GIVEN INSTRUCTION - Repeat the data that follows, word for word, without the images.
########
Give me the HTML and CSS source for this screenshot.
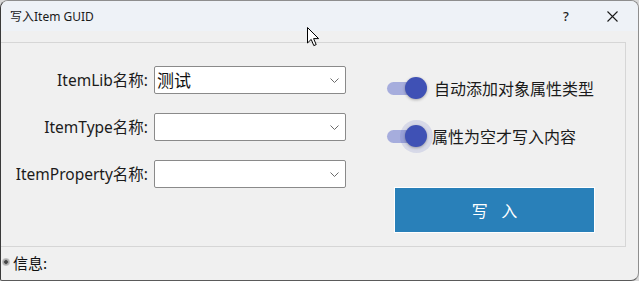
FILE: index.html
```html
<!DOCTYPE html>
<html lang="zh">
<head>
<meta charset="utf-8">
<title>写入Item GUID</title>
<link rel="stylesheet" href="styles.css">
</head>
<body>
<div class="window">
  <div class="titlebar">
    <span class="title">写入Item GUID</span>
    <span class="tb-btn help">?</span>
    <span class="tb-btn close">
      <svg width="11" height="11" viewBox="0 0 11 11"><path d="M0.5 0.5 L10.5 10.5 M10.5 0.5 L0.5 10.5" stroke="#1a1a1a" stroke-width="1.1" fill="none"/></svg>
    </span>
  </div>
  <div class="content">
    <div class="panel">
      <div class="form">
        <label class="lbl">ItemLib名称:</label>
        <div class="combo"><span class="combo-text">测试</span><svg class="chev" width="9" height="5" viewBox="0 0 9 5"><path d="M0.5 0.5 L4.5 4.5 L8.5 0.5" stroke="#6a6a6a" stroke-width="1" fill="none"/></svg></div>
        <label class="lbl">ItemType名称:</label>
        <div class="combo"><span class="combo-text"></span><svg class="chev" width="9" height="5" viewBox="0 0 9 5"><path d="M0.5 0.5 L4.5 4.5 L8.5 0.5" stroke="#6a6a6a" stroke-width="1" fill="none"/></svg></div>
        <label class="lbl">ItemProperty名称:</label>
        <div class="combo"><span class="combo-text"></span><svg class="chev" width="9" height="5" viewBox="0 0 9 5"><path d="M0.5 0.5 L4.5 4.5 L8.5 0.5" stroke="#6a6a6a" stroke-width="1" fill="none"/></svg></div>
      </div>
      <div class="options">
        <div class="toggle-row">
          <span class="switch"><span class="track"></span><span class="knob"></span></span>
          <span class="toggle-text">自动添加对象属性类型</span>
        </div>
        <div class="toggle-row second">
          <span class="switch focused"><span class="track"></span><span class="halo"></span><span class="knob"></span></span>
          <span class="toggle-text">属性为空才写入内容</span>
        </div>
        <button class="write-btn">写 入</button>
      </div>
    </div>
    <div class="status">
      <span class="status-icon"></span>
      <span class="status-text">信息:</span>
    </div>
  </div>
  <svg class="cursor" width="13" height="20" viewBox="0 0 13 20"><path d="M0.5 0.5 L0.5 16 L4.2 12.4 L6.8 18.6 L9.2 17.6 L6.6 11.6 L11.6 11.6 Z" fill="#fff" stroke="#000" stroke-width="1" stroke-linejoin="round"/></svg>
</div>
</body>
</html>
```

FILE: styles.css
```css
* { box-sizing: border-box; }
html, body {
  margin: 0;
  padding: 0;
  width: 639px;
  height: 281px;
  background: #d9d9d9;
  overflow: hidden;
}
body {
  font-family: "Noto Sans CJK SC", "Noto Sans", sans-serif;
  color: #1b1b1b;
}
.window {
  position: relative;
  width: 639px;
  height: 281px;
  border: 1px solid #8e8e8e;
  border-left-color: #3a3a3a;
  border-bottom-color: #5a5a5a;
  border-radius: 8px 8px 8px 2px;
  overflow: hidden;
  display: flex;
  flex-direction: column;
  background: #f0f0f0;
}
.titlebar {
  height: 30px;
  flex: none;
  background: #eef2f7;
  display: flex;
  align-items: center;
  padding-left: 9px;
  font-size: 12px;
}
.title {
  flex: 1;
  font-family: "Noto Sans", "Noto Sans CJK SC", sans-serif;
  font-size: 12px;
  color: #1a1a1a;
}
.tb-btn {
  display: flex;
  align-items: center;
  justify-content: center;
}
.help {
  width: 46px;
  font-family: "Noto Sans", sans-serif;
  font-size: 13px;
  font-weight: 500;
}
.close {
  width: 46px;
  margin-right: 3px;
}
.content {
  flex: 1;
  display: flex;
  flex-direction: column;
  padding-top: 11px;
}
.panel {
  height: 205px;
  margin-right: 12px;
  border: 1px solid #d6d6d6;
  border-left: none;
  display: flex;
  align-items: flex-start;
}
.form {
  display: grid;
  grid-template-columns: 147px 192px;
  column-gap: 6px;
  row-gap: 19px;
  padding-top: 23px;
  align-items: center;
}
.lbl {
  justify-self: end;
  font-family: "Noto Sans", "Noto Sans CJK SC", sans-serif;
  font-size: 15.5px;
  line-height: 28px;
  white-space: nowrap;
  color: #1b1b1b;
}
.combo {
  height: 28px;
  background: #fff;
  border: 1px solid #8a8a8a;
  border-radius: 2px;
  display: flex;
  align-items: center;
  padding: 0 6px 0 2px;
}
.combo-text {
  flex: 1;
  font-size: 17px;
  line-height: 26px;
  color: #111;
}
.chev { flex: none; }
.options {
  margin-left: 41px;
  padding-top: 33px;
  display: flex;
  flex-direction: column;
}
.toggle-row {
  height: 24px;
  display: flex;
  align-items: center;
}
.toggle-row.second { margin-top: 24px; }
.switch {
  position: relative;
  width: 40px;
  height: 24px;
  flex: none;
  display: flex;
  align-items: center;
}
.track {
  width: 35px;
  height: 13px;
  border-radius: 7px;
  background: #a6addd;
}
.knob {
  position: absolute;
  left: 18px;
  top: 1px;
  width: 22px;
  height: 22px;
  border-radius: 50%;
  background: #3f51b5;
  box-shadow: 0 1px 3px rgba(0,0,0,0.3);
}
.halo {
  position: absolute;
  left: 13px;
  top: -4.5px;
  width: 33px;
  height: 33px;
  border-radius: 50%;
  background: rgba(63, 81, 181, 0.14);
}
.toggle-text {
  margin-left: 7px;
  font-size: 16px;
  color: #1b1b1b;
  white-space: nowrap;
}
.toggle-row.second .toggle-text { margin-left: 5px; }
.write-btn {
  margin-top: 39px;
  margin-left: 7px;
  width: 201px;
  height: 46px;
  background: #2980b9;
  border: 1px solid #fff;
  color: #fff;
  font-family: "Noto Sans CJK SC", sans-serif;
  font-size: 16px;
  letter-spacing: 5px;
  padding: 0 0 0 5px;
  cursor: default;
}
.status {
  flex: 1;
  display: flex;
  align-items: center;
  padding-left: 1px;
  padding-bottom: 3px;
}
.status-icon {
  width: 8px;
  height: 8px;
  border-radius: 50%;
  background: radial-gradient(circle, #444 0 1.5px, #9a9a9a 2px, #cfcfcf 4px);
  margin-right: 3px;
}
.status-text {
  font-size: 15px;
  color: #111;
}
.cursor {
  position: absolute;
  left: 306px;
  top: 26px;
}
```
########
PROBLEM SOLUTION -
Give me the HTML and CSS source for this screenshot.
FILE: index.html
```html
<!DOCTYPE html>
<html lang="zh">
<head>
<meta charset="utf-8">
<title>写入Item GUID</title>
<link rel="stylesheet" href="styles.css">
</head>
<body>
<div class="window">
  <div class="titlebar">
    <span class="title">写入Item GUID</span>
    <span class="tb-btn help">?</span>
    <span class="tb-btn close">
      <svg width="11" height="11" viewBox="0 0 11 11"><path d="M0.5 0.5 L10.5 10.5 M10.5 0.5 L0.5 10.5" stroke="#1a1a1a" stroke-width="1.1" fill="none"/></svg>
    </span>
  </div>
  <div class="content">
    <div class="panel">
      <div class="form">
        <label class="lbl">ItemLib名称:</label>
        <div class="combo"><span class="combo-text">测试</span><svg class="chev" width="9" height="5" viewBox="0 0 9 5"><path d="M0.5 0.5 L4.5 4.5 L8.5 0.5" stroke="#6a6a6a" stroke-width="1" fill="none"/></svg></div>
        <label class="lbl">ItemType名称:</label>
        <div class="combo"><span class="combo-text"></span><svg class="chev" width="9" height="5" viewBox="0 0 9 5"><path d="M0.5 0.5 L4.5 4.5 L8.5 0.5" stroke="#6a6a6a" stroke-width="1" fill="none"/></svg></div>
        <label class="lbl">ItemProperty名称:</label>
        <div class="combo"><span class="combo-text"></span><svg class="chev" width="9" height="5" viewBox="0 0 9 5"><path d="M0.5 0.5 L4.5 4.5 L8.5 0.5" stroke="#6a6a6a" stroke-width="1" fill="none"/></svg></div>
      </div>
      <div class="options">
        <div class="toggle-row">
          <span class="switch"><span class="track"></span><span class="knob"></span></span>
          <span class="toggle-text">自动添加对象属性类型</span>
        </div>
        <div class="toggle-row second">
          <span class="switch focused"><span class="track"></span><span class="halo"></span><span class="knob"></span></span>
          <span class="toggle-text">属性为空才写入内容</span>
        </div>
        <button class="write-btn">写 入</button>
      </div>
    </div>
    <div class="status">
      <span class="status-icon"></span>
      <span class="status-text">信息:</span>
    </div>
  </div>
  <svg class="cursor" width="13" height="20" viewBox="0 0 13 20"><path d="M0.5 0.5 L0.5 16 L4.2 12.4 L6.8 18.6 L9.2 17.6 L6.6 11.6 L11.6 11.6 Z" fill="#fff" stroke="#000" stroke-width="1" stroke-linejoin="round"/></svg>
</div>
</body>
</html>
```

FILE: styles.css
```css
* { box-sizing: border-box; }
html, body {
  margin: 0;
  padding: 0;
  width: 639px;
  height: 281px;
  background: #d9d9d9;
  overflow: hidden;
}
body {
  font-family: "Noto Sans CJK SC", "Noto Sans", sans-serif;
  color: #1b1b1b;
}
.window {
  position: relative;
  width: 639px;
  height: 281px;
  border: 1px solid #8e8e8e;
  border-left-color: #3a3a3a;
  border-bottom-color: #5a5a5a;
  border-radius: 8px 8px 8px 2px;
  overflow: hidden;
  display: flex;
  flex-direction: column;
  background: #f0f0f0;
}
.titlebar {
  height: 30px;
  flex: none;
  background: #eef2f7;
  display: flex;
  align-items: center;
  padding-left: 9px;
  font-size: 12px;
}
.title {
  flex: 1;
  font-family: "Noto Sans", "Noto Sans CJK SC", sans-serif;
  font-size: 12px;
  color: #1a1a1a;
}
.tb-btn {
  display: flex;
  align-items: center;
  justify-content: center;
}
.help {
  width: 46px;
  font-family: "Noto Sans", sans-serif;
  font-size: 13px;
  font-weight: 500;
}
.close {
  width: 46px;
  margin-right: 3px;
}
.content {
  flex: 1;
  display: flex;
  flex-direction: column;
  padding-top: 11px;
}
.panel {
  height: 205px;
  margin-right: 12px;
  border: 1px solid #d6d6d6;
  border-left: none;
  display: flex;
  align-items: flex-start;
}
.form {
  display: grid;
  grid-template-columns: 147px 192px;
  column-gap: 6px;
  row-gap: 19px;
  padding-top: 23px;
  align-items: center;
}
.lbl {
  justify-self: end;
  font-family: "Noto Sans", "Noto Sans CJK SC", sans-serif;
  font-size: 15.5px;
  line-height: 28px;
  white-space: nowrap;
  color: #1b1b1b;
}
.combo {
  height: 28px;
  background: #fff;
  border: 1px solid #8a8a8a;
  border-radius: 2px;
  display: flex;
  align-items: center;
  padding: 0 6px 0 2px;
}
.combo-text {
  flex: 1;
  font-size: 17px;
  line-height: 26px;
  color: #111;
}
.chev { flex: none; }
.options {
  margin-left: 41px;
  padding-top: 33px;
  display: flex;
  flex-direction: column;
}
.toggle-row {
  height: 24px;
  display: flex;
  align-items: center;
}
.toggle-row.second { margin-top: 24px; }
.switch {
  position: relative;
  width: 40px;
  height: 24px;
  flex: none;
  display: flex;
  align-items: center;
}
.track {
  width: 35px;
  height: 13px;
  border-radius: 7px;
  background: #a6addd;
}
.knob {
  position: absolute;
  left: 18px;
  top: 1px;
  width: 22px;
  height: 22px;
  border-radius: 50%;
  background: #3f51b5;
  box-shadow: 0 1px 3px rgba(0,0,0,0.3);
}
.halo {
  position: absolute;
  left: 13px;
  top: -4.5px;
  width: 33px;
  height: 33px;
  border-radius: 50%;
  background: rgba(63, 81, 181, 0.14);
}
.toggle-text {
  margin-left: 7px;
  font-size: 16px;
  color: #1b1b1b;
  white-space: nowrap;
}
.toggle-row.second .toggle-text { margin-left: 5px; }
.write-btn {
  margin-top: 39px;
  margin-left: 7px;
  width: 201px;
  height: 46px;
  background: #2980b9;
  border: 1px solid #fff;
  color: #fff;
  font-family: "Noto Sans CJK SC", sans-serif;
  font-size: 16px;
  letter-spacing: 5px;
  padding: 0 0 0 5px;
  cursor: default;
}
.status {
  flex: 1;
  display: flex;
  align-items: center;
  padding-left: 1px;
  padding-bottom: 3px;
}
.status-icon {
  width: 8px;
  height: 8px;
  border-radius: 50%;
  background: radial-gradient(circle, #444 0 1.5px, #9a9a9a 2px, #cfcfcf 4px);
  margin-right: 3px;
}
.status-text {
  font-size: 15px;
  color: #111;
}
.cursor {
  position: absolute;
  left: 306px;
  top: 26px;
}
```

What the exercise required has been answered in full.